To be fair, I did not try to resolve this - logs were silent, but most likely it just needed more juice (beyond the few extra pods I gave it). Vertically scaling a DaemonSet
obviously comes with a not insignificant set of configurations - cost, risk of other workload evictions.
Was the tool useful enough to be worth that extra cost? Would we be happy enough to open it up through an ingress for our users, or leave it running in the background as an exploitable tool for an attacker? In the end, my conclusion was no, it was not.
For smaller clusters with less sensitive workloads though, Weave Scope is undeniably really cool though.
The Nirvana?
So where does that leave things? Weave Scope I think has a role to play especially with smaller clusters, but the security concerns - combined with sketchy reliability (which, to be fair, I did not investigate further so may be easily solved! 😉) - puts me off.

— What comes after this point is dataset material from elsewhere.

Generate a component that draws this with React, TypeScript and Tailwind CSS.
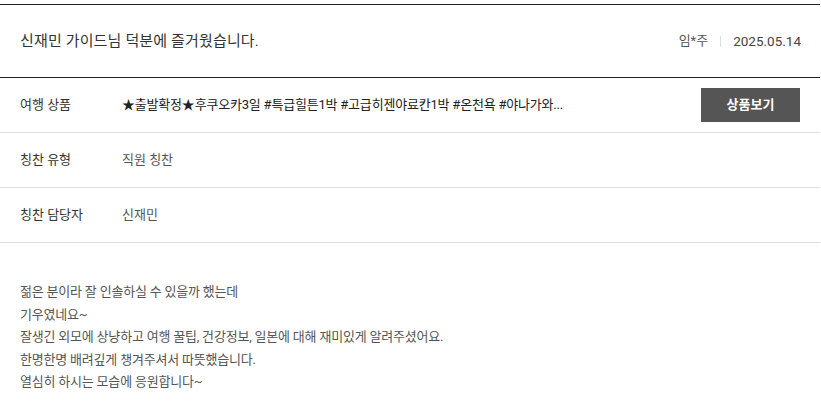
import React from "react";

const font = { fontFamily: 'Roboto, "Noto Sans CJK KR", sans-serif' };

export default function App() {
  const rows: [string, React.ReactNode][] = [
    ["칭찬 유형", "직원 칭찬"],
    ["칭찬 담당자", "신재민"],
  ];
  return (
    <div className="w-[821px] h-[416px] bg-white pt-[4px]" style={font}>
      <div className="w-[820px]">
        <div className="border-t border-b border-[#222] h-[74px] flex items-center justify-between px-5">
          <div className="text-[15px] text-[#333] tracking-[0.15px]">신재민 가이드님 덕분에 즐거웠습니다.</div>
          <div className="flex items-center text-[13px] text-[#555] -mr-[1px]">
            <span>임*주</span>
            <span className="mx-[12px] w-px h-[11px] bg-[#ddd]" />
            <span className="text-[13.5px] text-[#444]">2025.05.14</span>
          </div>
        </div>
        <div className="flex items-center h-[55px] border-b border-[#ddd] pl-5 pr-5 text-[13px] text-[#333]">
          <div className="w-[102px]">여행 상품</div>
          <div className="flex-1 text-[#222] tracking-[-0.2px]">★출발확정★후쿠오카3일 #특급힐튼1박 #고급히젠야료칸1박 #온천욕 #야나가와...</div>
          <button className="w-[99px] h-[34px] bg-[#555] text-white text-[13px] font-bold">상품보기</button>
        </div>
        {rows.map(([k, v]) => (
          <div key={k} className="flex items-center h-[55px] border-b border-[#ddd] px-5 text-[13px]">
            <div className="w-[102px] text-[#333]">{k}</div>
            <div className="text-[#555]">{v}</div>
          </div>
        ))}
        <div className="px-5 pt-[38px] text-[13px] leading-[22.5px] text-[#555] tracking-[-0.2px]">
          <p>젊은 분이라 잘 인솔하실 수 있을까 했는데</p>
          <p>기우였네요~</p>
          <p>잘생긴 외모에 상냥하고 여행 꿀팁, 건강정보, 일본에 대해 재미있게 알려주셨어요.</p>
          <p>한명한명 배려깊게 챙겨주셔서 따뜻했습니다.</p>
          <p>열심히 하시는 모습에 응원합니다~</p>
        </div>
      </div>
    </div>
  );
}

I think instead I’ll be aiming to solve my “what connects to what” question using a service mesh. I believe they’re mature enough and populous enough now to be worth the effort - and can be used to solve a whole bunch more problems (… hopefully more so than they create … 😁). As we look to roll this out at work, perhaps a few Meshy posts will start to pop up on this blog too as I get into the weeds of it!
If that doesn’t work out, there’s always Grafana plugins like this or this - which I haven’t tried out yet, but might be a good alternate option too
In the meantime, I’m happy with kube-ops-view to give me a quick overview of how my clusters are stacked up, with very low operating overheads - and I really recommend it as a handy tool to have available in your clusters.